Proxy pods also change IP on restart; the LVS configuration updates automatically to route traffic to new pods.

LVS Mapping Latency

Tests show LVS adds less than 0.1 ms for get/set operations of varying data sizes.

Benefits Brought by Kubernetes

Easy Deployment

Deploying via the operations platform’s K8s API dramatically speeds up provisioning.

Port Management

Each pod receives its own IP, eliminating the need for thousands of unique host ports and avoiding port exhaustion.

Lower Client Barrier

Applications can use a simple non‑smart client against the VIP, avoiding complex cluster‑aware client configuration.

Improved Client Performance

Offloading hashing and routing to the proxy reduces client CPU usage.

Dynamic Upgrade & Scaling

Proxy commands add or switch backend clusters without client awareness. Scaling from 30 to 60 nodes can be done with API‑driven creation, data sync, and a single proxy command, eliminating service restarts.
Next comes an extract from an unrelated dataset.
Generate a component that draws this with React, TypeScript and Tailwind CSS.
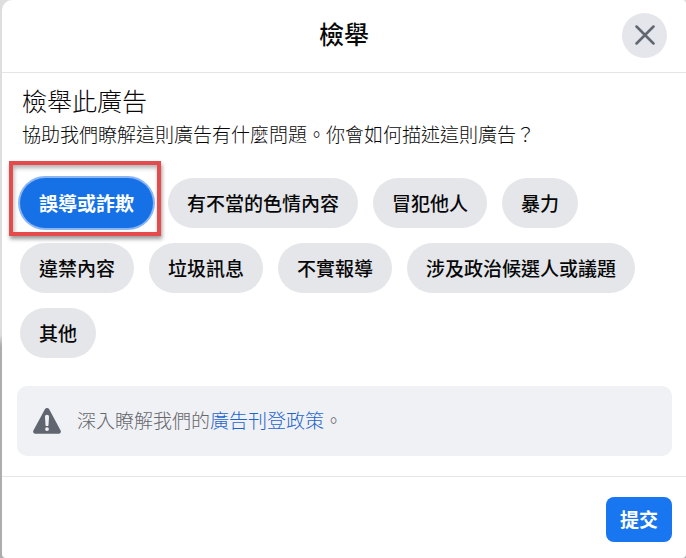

Stability & Resource Utilization

K8s native resource isolation allows mixed workloads while maintaining Redis’s high availability and latency requirements.

Encountered Problems

Pod Restart Data Loss

If a master pod restarts without AOF, in‑memory data is lost and only the last RDB snapshot is reloaded. The solution is to force a slave to failover before restart and rely on PVC‑backed persistence.

LVS Mapping Delay

To give LVS time to update mappings, a preStop hook sleeps for 171 seconds before pod termination.

StatefulSet Limitations

Native StatefulSet cannot guarantee that master‑slave pairs are on different nodes or that no more than a quarter of nodes share a host, leading to low utilization. A custom CRD,

RedisStatefulSet

, was created to apply anti‑affinity strategies and additional management features.

Summary

Several business units have migrated dozens of Redis clusters to Kubernetes, achieving lower operational effort and higher stability. While many challenges remain—such as data‑loss handling, IP volatility, and StatefulSet constraints—the migration demonstrates that Kubernetes can effectively host stateful services like Redis when combined with a proxy layer and custom operators.